EXERCISE — Copy out each line that includes the word "TypeScript".

--

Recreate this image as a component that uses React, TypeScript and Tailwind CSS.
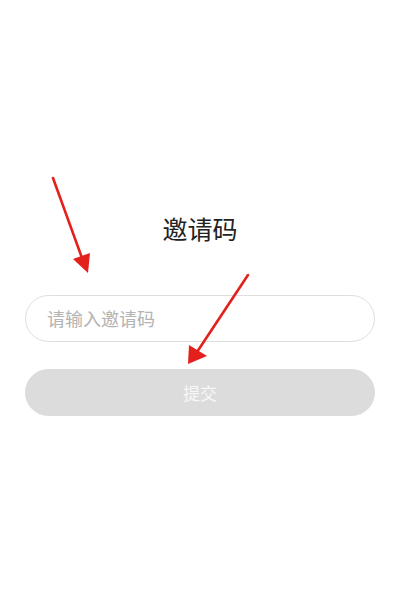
export default function App() {
  return (
    <div
      className="relative w-[400px] h-[600px] bg-white overflow-hidden"
      style={{ fontFamily: '"Noto Sans CJK SC", "Noto Sans", sans-serif' }}
    >
      <div className="flex flex-col items-center px-[25px] pt-[213px]">
        <h1 className="h-[30px] leading-[30px] text-[25px] text-[#222222] font-normal">邀请码</h1>
        <div className="mt-[52px] w-full h-[47px] rounded-full border border-[#dedede] flex items-center px-[21px]">
          <input
            className="w-full bg-transparent outline-none text-[18px] text-[#333] placeholder:text-[#b3b3b3]"
            placeholder="请输入邀请码"
          />
        </div>
        <button className="mt-[27px] w-full h-[47px] rounded-full bg-[#dcdcdc] text-[17px] text-[#f7f7f7]">
          提交
        </button>
      </div>

      {/* annotation arrows */}
      <svg className="absolute inset-0 pointer-events-none" width="400" height="600">
        <line x1="53" y1="178" x2="82" y2="258" stroke="#e3201b" strokeWidth="2.6" strokeLinecap="round" />
        <polygon points="88,273 73,259 90,253" fill="#e3201b" />
        <line x1="248" y1="275" x2="197" y2="352" stroke="#e3201b" strokeWidth="2.6" strokeLinecap="round" />
        <polygon points="188,364 189,345 207,356" fill="#e3201b" />
      </svg>
    </div>
  );
}
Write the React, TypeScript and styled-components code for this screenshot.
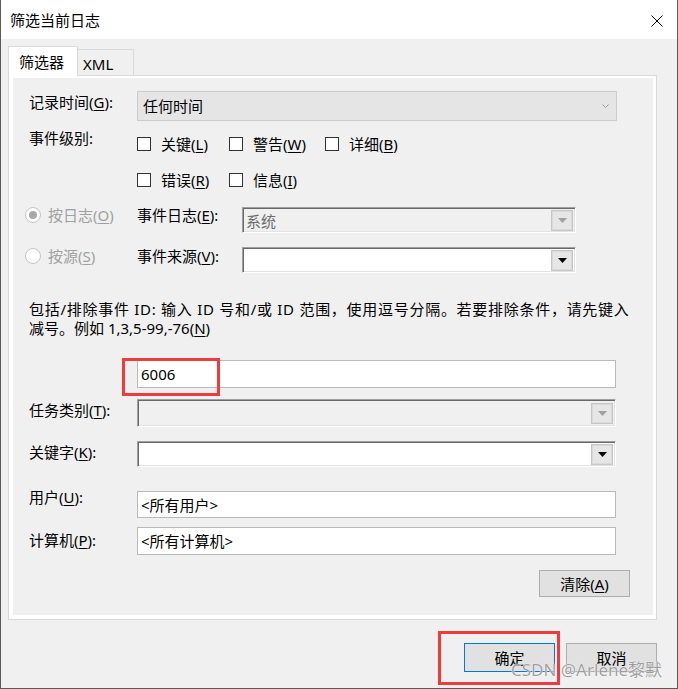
import React from "react";
import styled, { createGlobalStyle } from "styled-components";

const Global = createGlobalStyle`
  html, body { margin: 0; padding: 0; background: #ffffff; }
  body { font-family: "Noto Sans", "Noto Sans CJK SC", sans-serif; }
  * { box-sizing: border-box; }
`;

const Window = styled.div`
  position: relative;
  width: 678px;
  height: 689px;
  border: 1px solid #5a5a5a;
  border-top: none;
  background: #f0f0f0;
  display: flex;
  flex-direction: column;
  font-size: 15px;
  color: #000;
  overflow: hidden;
`;

const TitleBar = styled.div`
  height: 39px;
  flex-shrink: 0;
  background: #ffffff;
  display: flex;
  align-items: center;
  justify-content: space-between;
  padding: 0 14px 0 9px;
`;

const Title = styled.span`
  font-size: 15px;
  line-height: 20px;
  margin-top: 1px;
`;

const CloseIcon = styled.svg`
  width: 12px;
  height: 12px;
  margin-top: 3px;
`;

const Body = styled.div`
  display: flex;
  flex-direction: column;
  padding: 7px 20px 0 7px;
`;

const TabStrip = styled.div`
  display: flex;
  align-items: flex-end;
  margin-bottom: -1px;
`;

const Tab = styled.div<{ $active?: boolean }>`
  position: relative;
  z-index: ${(p) => (p.$active ? 2 : 0)};
  height: ${(p) => (p.$active ? 30 : 26)}px;
  width: ${(p) => (p.$active ? 70 : 56)}px;
  margin-bottom: ${(p) => (p.$active ? 0 : 1)}px;
  background: ${(p) => (p.$active ? "#ffffff" : "#f0f0f0")};
  border: 1px solid #d9d9d9;
  border-bottom: none;
  border-left: ${(p) => (p.$active ? "1px solid #d9d9d9" : "none")};
  padding: ${(p) => (p.$active ? "5px 0 0 10px" : "4px 0 0 5px")};
  line-height: 20px;
  font-size: 15px;
  white-space: nowrap;
`;

const Panel = styled.div`
  width: 649px;
  height: 545px;
  border: 1px solid #d9d9d9;
  background: #ffffff;
  padding: 2px 3px 4px 4px;
`;

const Page = styled.div`
  height: 100%;
  background: #f0f0f0;
  display: flex;
  flex-direction: column;
  padding: 13px 0 0 16px;
`;

const Row = styled.div<{ $mt?: number }>`
  display: flex;
  align-items: flex-start;
  margin-top: ${(p) => p.$mt ?? 0}px;
`;

const Label = styled.span<{ $mt?: number; $w?: number; $disabled?: boolean }>`
  width: ${(p) => p.$w ?? 108}px;
  flex-shrink: 0;
  line-height: 20px;
  margin-top: ${(p) => p.$mt ?? 0}px;
  white-space: nowrap;
  color: ${(p) => (p.$disabled ? "#a0a0a0" : "#000")};
`;

const Mn = styled.span`
  text-decoration: underline;
  text-underline-offset: 2px;
  text-decoration-thickness: 1px;
`;

const ModernSelect = styled.div`
  width: 480px;
  height: 30px;
  border: 1px solid #cccccc;
  background: #e5e5e5;
  display: flex;
  align-items: center;
  justify-content: space-between;
  padding: 0 7px 0 5px;
  line-height: 20px;
`;

const Chevron = styled.svg`
  width: 7px;
  height: 4px;
`;

const CheckGrid = styled.div`
  display: grid;
  grid-template-columns: 92px 96px auto;
  grid-auto-rows: 20px;
  row-gap: 16px;
  padding-top: 6px;
`;

const CheckItem = styled.label`
  display: flex;
  align-items: center;
  gap: 10px;
  line-height: 20px;
  white-space: nowrap;
`;

const CheckBox = styled.span`
  width: 14px;
  height: 14px;
  border: 1px solid #333333;
  background: #ffffff;
  flex-shrink: 0;
`;

const RadioItem = styled.label`
  width: 112px;
  margin-left: -4px;
  flex-shrink: 0;
  display: flex;
  align-items: center;
  gap: 7px;
  line-height: 20px;
  color: #a0a0a0;
  white-space: nowrap;
`;

const Radio = styled.span<{ $checked?: boolean }>`
  width: 16px;
  height: 16px;
  border-radius: 50%;
  border: 1px solid #c4c4c4;
  background: #ffffff;
  display: flex;
  align-items: center;
  justify-content: center;
  flex-shrink: 0;
  &::after {
    content: "";
    display: ${(p) => (p.$checked ? "block" : "none")};
    width: 8px;
    height: 8px;
    border-radius: 50%;
    background: #a8a8a8;
  }
`;

const OldCombo = styled.div<{ $w: number; $h: number; $mt?: number; $disabled?: boolean }>`
  width: ${(p) => p.$w}px;
  height: ${(p) => p.$h}px;
  margin-top: ${(p) => p.$mt ?? 0}px;
  border: 1px solid;
  border-color: #a0a0a0 #ffffff #ffffff #a0a0a0;
  box-shadow: inset 1px 1px 0 #696969, inset -1px -1px 0 #e3e3e3;
  background: ${(p) => (p.$disabled ? "#f0f0f0" : "#ffffff")};
  display: flex;
  align-items: center;
  justify-content: space-between;
  padding: 1px 2px 0 3px;
  flex-shrink: 0;
`;

const ComboText = styled.span`
  color: #6d6d6d;
  line-height: 20px;
`;

const DropBtn = styled.span`
  width: 22px;
  height: 21px;
  border: 1px solid #c6c6c6;
  background: #e6e6e6;
  box-shadow: inset 0 0 0 1px #dadada;
  display: flex;
  align-items: center;
  justify-content: center;
`;

const Description = styled.p<{ $mt?: number }>`
  margin: ${(p) => p.$mt ?? 0}px 0 0 0;
  line-height: 19px;
  white-space: nowrap;
`;

const WideLine = styled.span`
  letter-spacing: 0.72px;
`;

const InputWrap = styled.div<{ $mt?: number; $ml?: number }>`
  position: relative;
  margin-top: ${(p) => p.$mt ?? 0}px;
  margin-left: ${(p) => p.$ml ?? 0}px;
`;

const TextBox = styled.div<{ $h: number; $mt?: number }>`
  width: 479px;
  height: ${(p) => p.$h}px;
  margin-top: ${(p) => p.$mt ?? 0}px;
  border: 1px solid #b9b9b9;
  background: #ffffff;
  display: flex;
  align-items: center;
  padding-left: 3px;
  line-height: 20px;
  flex-shrink: 0;
`;

const Highlight = styled.span<{ $l: number; $t: number; $w: number; $h: number }>`
  position: absolute;
  left: ${(p) => p.$l}px;
  top: ${(p) => p.$t}px;
  width: ${(p) => p.$w}px;
  height: ${(p) => p.$h}px;
  border: 3px solid #ef3b3b;
  pointer-events: none;
`;

const PushButton = styled.button<{ $default?: boolean; $h?: number }>`
  width: 91px;
  height: ${(p) => p.$h ?? 29}px;
  border: 1px solid ${(p) => (p.$default ? "#0078d7" : "#adadad")};
  background: #e1e1e1;
  font-family: inherit;
  font-size: 15px;
  line-height: 20px;
  color: #000;
  padding: 0;
  white-space: nowrap;
`;

const ClearButton = styled(PushButton)`
  align-self: flex-end;
  margin-top: 15px;
  margin-right: 23px;
`;

const ButtonRow = styled.div`
  display: flex;
  justify-content: flex-end;
  gap: 11px;
  margin-top: 23px;
`;

const ButtonWrap = styled.div`
  position: relative;
`;

const Watermark = styled.span`
  position: absolute;
  left: 510px;
  top: 659px;
  font-size: 17px;
  line-height: 22px;
  color: rgba(120, 120, 120, 0.72);
  text-shadow: 0 0 1px #ffffff, 0 0 1px #ffffff;
  white-space: nowrap;
  pointer-events: none;
`;

const Triangle = ({ disabled }: { disabled?: boolean }) => (
  <svg width="9" height="5" viewBox="0 0 9 5">
    <polygon points="0,0 9,0 4.5,5" fill={disabled ? "#a0a0a0" : "#000"} />
  </svg>
);

export default function App() {
  return (
    <>
      <Global />
      <Window>
        <TitleBar>
          <Title>筛选当前日志</Title>
          <CloseIcon viewBox="0 0 12 12">
            <line x1="0.5" y1="0.5" x2="11.5" y2="11.5" stroke="#000" strokeWidth="1" />
            <line x1="11.5" y1="0.5" x2="0.5" y2="11.5" stroke="#000" strokeWidth="1" />
          </CloseIcon>
        </TitleBar>
        <Body>
          <TabStrip>
            <Tab $active>筛选器</Tab>
            <Tab>XML</Tab>
          </TabStrip>
          <Panel>
            <Page>
              <Row>
                <Label $mt={1}>
                  记录时间(<Mn>G</Mn>):
                </Label>
                <ModernSelect>
                  <span>任何时间</span>
                  <Chevron viewBox="0 0 7 4">
                    <polyline points="0.5,0.5 3.5,3.5 6.5,0.5" fill="none" stroke="#9a9a9a" strokeWidth="1" />
                  </Chevron>
                </ModernSelect>
              </Row>
              <Row $mt={7}>
                <Label>事件级别:</Label>
                <CheckGrid>
                  <CheckItem>
                    <CheckBox />
                    <span>
                      关键(<Mn>L</Mn>)
                    </span>
                  </CheckItem>
                  <CheckItem>
                    <CheckBox />
                    <span>
                      警告(<Mn>W</Mn>)
                    </span>
                  </CheckItem>
                  <CheckItem>
                    <CheckBox />
                    <span>
                      详细(<Mn>B</Mn>)
                    </span>
                  </CheckItem>
                  <CheckItem>
                    <CheckBox />
                    <span>
                      错误(<Mn>R</Mn>)
                    </span>
                  </CheckItem>
                  <CheckItem>
                    <CheckBox />
                    <span>
                      信息(<Mn>I</Mn>)
                    </span>
                  </CheckItem>
                </CheckGrid>
              </Row>
              <Row $mt={15}>
                <RadioItem>
                  <Radio $checked />
                  <span>
                    按日志(<Mn>O</Mn>)
                  </span>
                </RadioItem>
                <Label $w={105}>
                  事件日志(<Mn>E</Mn>):
                </Label>
                <OldCombo $w={334} $h={26} $mt={2} $disabled>
                  <ComboText>系统</ComboText>
                  <DropBtn>
                    <Triangle disabled />
                  </DropBtn>
                </OldCombo>
              </Row>
              <Row $mt={13}>
                <RadioItem>
                  <Radio />
                  <span>
                    按源(<Mn>S</Mn>)
                  </span>
                </RadioItem>
                <Label $w={105}>
                  事件来源(<Mn>V</Mn>):
                </Label>
                <OldCombo $w={334} $h={26} $mt={1}>
                  <span />
                  <DropBtn>
                    <Triangle />
                  </DropBtn>
                </OldCombo>
              </Row>
              <Description $mt={27}>
                <WideLine>
                  包括/排除事件 ID: 输入 ID 号和/或 ID 范围，使用逗号分隔。若要排除条件，请先键入
                </WideLine>
                <br />
                减号。例如 1,3,5-99,-76(<Mn>N</Mn>)
              </Description>
              <InputWrap $mt={22} $ml={108}>
                <TextBox $h={28}>6006</TextBox>
                <Highlight $l={-15} $t={-2} $w={98} $h={38} />
              </InputWrap>
              <Row $mt={11}>
                <Label $mt={1}>
                  任务类别(<Mn>T</Mn>):
                </Label>
                <OldCombo $w={479} $h={28} $disabled>
                  <span />
                  <DropBtn>
                    <Triangle disabled />
                  </DropBtn>
                </OldCombo>
              </Row>
              <Row $mt={14}>
                <Label $mt={1}>
                  关键字(<Mn>K</Mn>):
                </Label>
                <OldCombo $w={479} $h={26}>
                  <span />
                  <DropBtn>
                    <Triangle />
                  </DropBtn>
                </OldCombo>
              </Row>
              <Row $mt={20}>
                <Label>
                  用户(<Mn>U</Mn>):
                </Label>
                <TextBox $h={27} $mt={4}>
                  {"<所有用户>"}
                </TextBox>
              </Row>
              <Row $mt={9}>
                <Label $mt={3}>
                  计算机(<Mn>P</Mn>):
                </Label>
                <TextBox $h={28}>{"<所有计算机>"}</TextBox>
              </Row>
              <ClearButton $h={27}>
                清除(<Mn>A</Mn>)
              </ClearButton>
            </Page>
          </Panel>
          <ButtonRow>
            <ButtonWrap>
              <PushButton $default>确定</PushButton>
              <Highlight $l={-26} $t={-12} $w={122} $h={54} />
            </ButtonWrap>
            <PushButton>取消</PushButton>
          </ButtonRow>
        </Body>
        <Watermark>CSDN @Arlene黎默</Watermark>
      </Window>
    </>
  );
}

--

OUTPUT OF THE TASK —
Recreate this image as a component that uses React, TypeScript and Tailwind CSS.
Write the React, TypeScript and styled-components code for this screenshot.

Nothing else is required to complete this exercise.